Stryiskyi Park (Kilinski Park) () is one of the oldest and most beautiful Parks in Lviv, a monument of landscape art of national importance. Located in Sofiyivka, Halytskyi district. It was considered the most beautiful park in interwar Poland.

History 
The outskirts of Lviv in ancient times consisted of sandy ravines, steep ravines and valleys. The arrangement of the park began in 1879 on the initiative of city councilor Stanislav Nemchynovsky. Stryiskiy Park was designed by the famous master of landscape art Arnold Rering, an engineer of urban plantations, in 1876–1877 on the territory of the former so-called "first" Stryiskiy Cemetery, which was closed in 1823. A total of 40,000 trees were planted: spruce, maple, sycamore, exotic species such as red oak, tulip tree, red beech, ginkgo. In 1887, the Lviv City Council considered the construction of a monument to Jan Kilinski, one of the participants in the uprising led by Tadeusz Kosciuszko. The construction site was a newly created park, which was named Kilinski Park. As early as 1888, work began on the construction of a monument commissioned by the famous Ukrainian sculptor Hryhoriy Kuznevych and Yulian Markovsky. For this purpose the stone block was delivered from Mykolayiv. The monument was unveiled on 18 June 1895, where it still stands. However, the name "Kilinski Park" did not take root, and the name "Stryiskiy Park" proved to be more popular and has stood the test of time.

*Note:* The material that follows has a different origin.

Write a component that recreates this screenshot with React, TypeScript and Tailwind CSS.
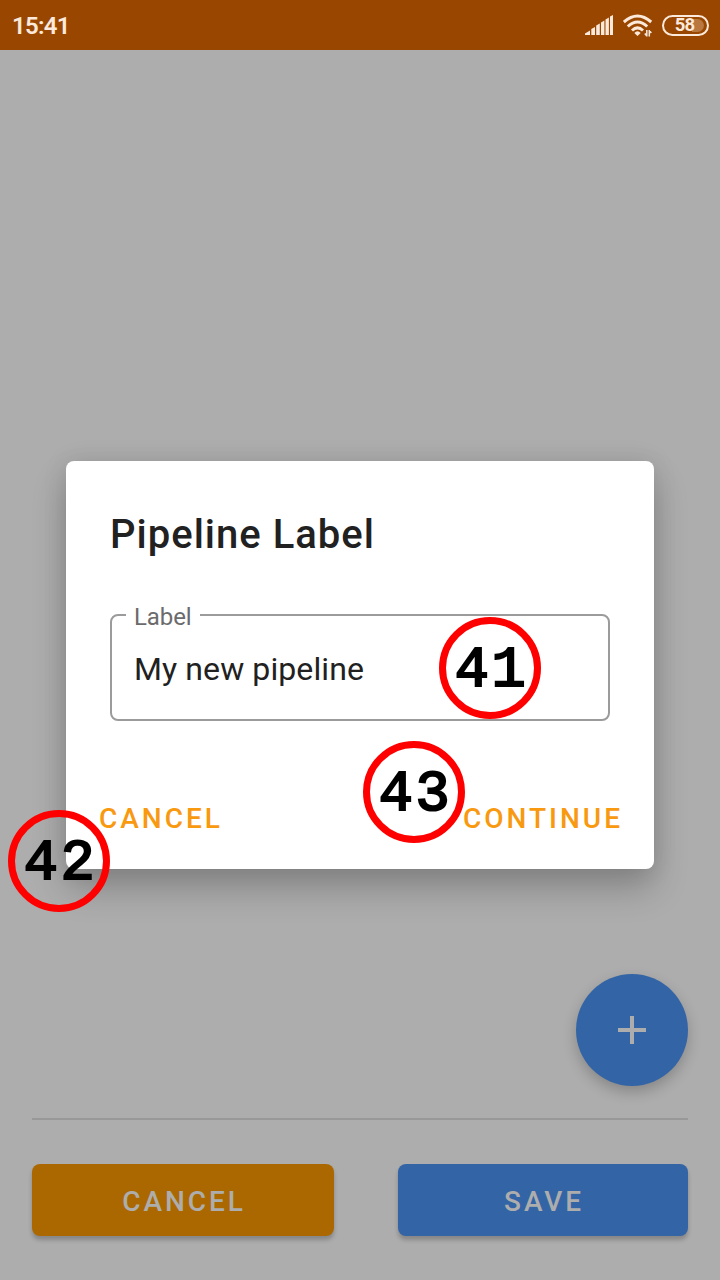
import React from "react";

function SignalIcon() {
  return (
    <svg width="28" height="22" viewBox="0 0 28 22" fill="#fbe9dc" className="block">
      <path d="M0 21V19.500L5 16.500V21Z" />
      <path d="M6.300 21V15L10 13V21Z" />
      <path d="M11.200 21V11.500L14.800 9.500V21Z" />
      <path d="M16 21V8.500L19.400 6.500V21Z" />
      <path d="M20.500 21V5.500L23.900 3.500V21Z" />
      <path d="M25 21V2.500L28 1V21Z" />
    </svg>
  );
}

function WifiIcon() {
  return (
    <svg width="30" height="24" viewBox="0 0 30 24" fill="none" stroke="#fbe9dc" className="block">
      <path d="M0.800 9Q14.500 -3 28.200 9" strokeWidth="3" />
      <path d="M4.800 13.500Q14.500 4.500 24.200 13.500" strokeWidth="3" />
      <path d="M9 17.500Q14.500 12.300 20 17.500" strokeWidth="3" />
      <path d="M11.300 20Q14.500 16.300 17.700 20L14.500 23Z" fill="#fbe9dc" stroke="none" />
      <path d="M23.800 17v6.500M21.800 20.500l2 2.500M26.300 23.500V17M26.300 17.500l2 2.500" strokeWidth="1.500" />
    </svg>
  );
}

function Marker({ n, place }: { n: string; place: string }) {
  return (
    <div
      className={`absolute ${place} z-20 flex size-[102px] items-center justify-center rounded-full border-[7.500px] border-[#ff0000] pl-[3px] pt-[7px] font-['Liberation_Mono',monospace] text-[57px] font-normal leading-none tracking-[2.500px] text-black [-webkit-text-stroke:2.200px_black] [stroke-linejoin:round]`}
    >
      {n}
    </div>
  );
}

export default function App() {
  return (
    <div className="relative flex h-[1280px] w-[720px] flex-col overflow-hidden bg-[#adadad] font-[Roboto,sans-serif]">
      <header className="flex h-[50px] shrink-0 items-center bg-[#994700] pl-3 pr-[11px] text-[#fbe9dc]">
        <span className="flex-1 pt-[2px] text-[24px] font-semibold leading-none tracking-[-0.700px]">15:41</span>
        <SignalIcon />
        <div className="ml-[10px]"><WifiIcon /></div>
        <div className="relative ml-[9px] flex h-[21px] w-[47px] items-center justify-center rounded-full border-2 border-[#fbe9dc] pr-[2px]">
          <div className="absolute right-[3px] top-[2px] h-[13px] w-[12px] rounded-r-full bg-[#b8783f]" />
          <span className="relative text-[18.500px] font-bold leading-none tracking-[-0.800px]">58</span>
        </div>
      </header>

      <main className="flex flex-1 flex-col justify-end px-8">
        <button className="mb-8 flex size-28 items-center justify-center self-end rounded-full bg-[#3364a6] shadow-[0_6px_14px_rgba(0,0,0,0.22)]">
          <svg width="28" height="28" viewBox="0 0 28 28" fill="#adadad">
            <path d="M12 0h4v12h12v4H16v12h-4V16H0v-4h12Z" />
          </svg>
        </button>
        <div className="h-[2px] bg-[#989898]" />
        <div className="mb-11 mt-11 flex h-[72px] gap-16 text-[28px] font-medium leading-none tracking-[2.900px] text-[#adadad]">
          <button className="w-[302px] rounded-lg bg-[#ac6800] pl-[2px] pt-1 shadow-[0_4px_4px_rgba(0,0,0,0.22)]">CANCEL</button>
          <button className="flex-1 rounded-lg bg-[#3364a6] pl-[2px] pt-1 shadow-[0_4px_4px_rgba(0,0,0,0.22)]">SAVE</button>
        </div>
      </main>

      <section className="absolute left-[66px] top-[461px] flex h-[408px] w-[588px] flex-col rounded-lg bg-white px-11 shadow-[0_20px_34px_rgba(0,0,0,0.22),0_0_24px_rgba(0,0,0,0.1)]">
        <h1 className="mt-[50px] text-[40px] font-medium leading-[48px] tracking-[1px] text-[#212121]">Pipeline Label</h1>
        <div className="relative mt-[55px] flex h-[107px] items-center rounded-lg border-2 border-[#9b9b9b] pl-[22px] pt-[2px] text-[32px] tracking-[0.100px] text-[#212121]">
          <span className="absolute left-[14px] top-[-15px] bg-white px-2 text-[24px] leading-[32px] tracking-[-0.100px] text-[#6b6b6b]">Label</span>
          My new pipeline
        </div>
        <div className="-mx-3 mt-[78px] flex justify-between text-[28px] font-medium leading-[40px] tracking-[3px] text-[#f8990f]">
          <button className="pl-[1px]">CANCEL</button>
          <button className="-mr-[1px]">CONTINUE</button>
        </div>
      </section>

      <Marker n="41" place="left-[439px] top-[617px]" />
      <Marker n="43" place="left-[363px] top-[741px]" />
      <Marker n="42" place="left-[8px] top-[810px]" />
    </div>
  );
}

Initially, the park was only its lower part. The top was a wasteland. On it, in 1894, the National Exhibition was held, for which numerous exhibition pavilions were built. Prior to this event, an electric tram was opened in Lviv, and a tram track was brought to the territory.

During World War I, an Austrian pilot was killed in Stryiskiy Park, and his grave was established near the Palace of Arts. In November 1918, there were graves of Ukrainian riflemen, who were exhumed and reburied in the cemetery.

From 1922 until the beginning of the World War II, the park hosted the exhibition-fair "Targi Wschodnie", for which local government brought narrow-gauge railways for the delivery of goods and passengers from the station Persenkivka. Stanislav Lem often mentions this annual exhibition. In the 1930s, a radio tower was built here.

In the 1920s, one of Lviv's guides wrote:

In 1951, the narrow-gauge tracks used to service the Targi Wschodnie were partially dismantled and partially used to create the Lviv Children's Railway.

In 1952, the main entrance to the park was decorated with a light arch of the Corinthian order designed by Soviet architect Heinrich Shvetsky-Vinetsky. During the Soviet period, the park area was enlarged due to wastelands and unused areas, a cast-iron fence was installed, and new species of trees and shrubs were planted.

In 2008, the first skatepark in Ukraine was opened in the upper part of Stryiskiy Park. In 2009, a monument to Jan Kilinski was restored with funds provided by the Government of the Republic of Poland. Reconstruction of the park has been going on since 2009, in particular, external lighting is being restored, paths are being bridged.

In June 2011, the restoration of the "Ivasyk-Telesyk" fountain was completed. UAH 2.4 million has been allocated from the city budget for these needs. However, within a month the bowl of the fountain cracked. In the summer of 2013 it was restored after the reconstruction of the fountain.

Current state 
The park covers more than 52 hectares. It is located in the Halytskyi district of Lviv, between Ivana Franka, Stryiska, Ulas Samchuk and Kozelnytska streets. It consists of three landscape parts:

 the zone of the lower parterres – on the bottom of the beam
 forest park zone – on the slopes of the beam
 the upper terrace, which is actually the territory of the former exhibition "Targi Wschodnie". 
The basis of the park territory planning is a deep erosion valley, through which the Soroka stream flowed (left tributary of the Poltva); now there is a footpath that connects the upper terrace with the lower part of the park.

There are more than 200 species of trees and plants in the Stryiskiy Park, there is a greenhouse, a rock garden, a sycamore and a lime alley. There is growing red oak, tulip tree, magnolia, Weymouth pine, Japanese lilac, Manchurian aralia, ginkgo biloba.

Not far from the main gate there is a pond with swans. The park also has sports buildings of Lviv Polytechnic (located in the buildings of the former Palace of Arts and Ratslavytska Panorama), the main building of the Ukrainian Academy of Design, cinema "Lviv", three restaurants, Lviv Chamber of Commerce, library No. 18.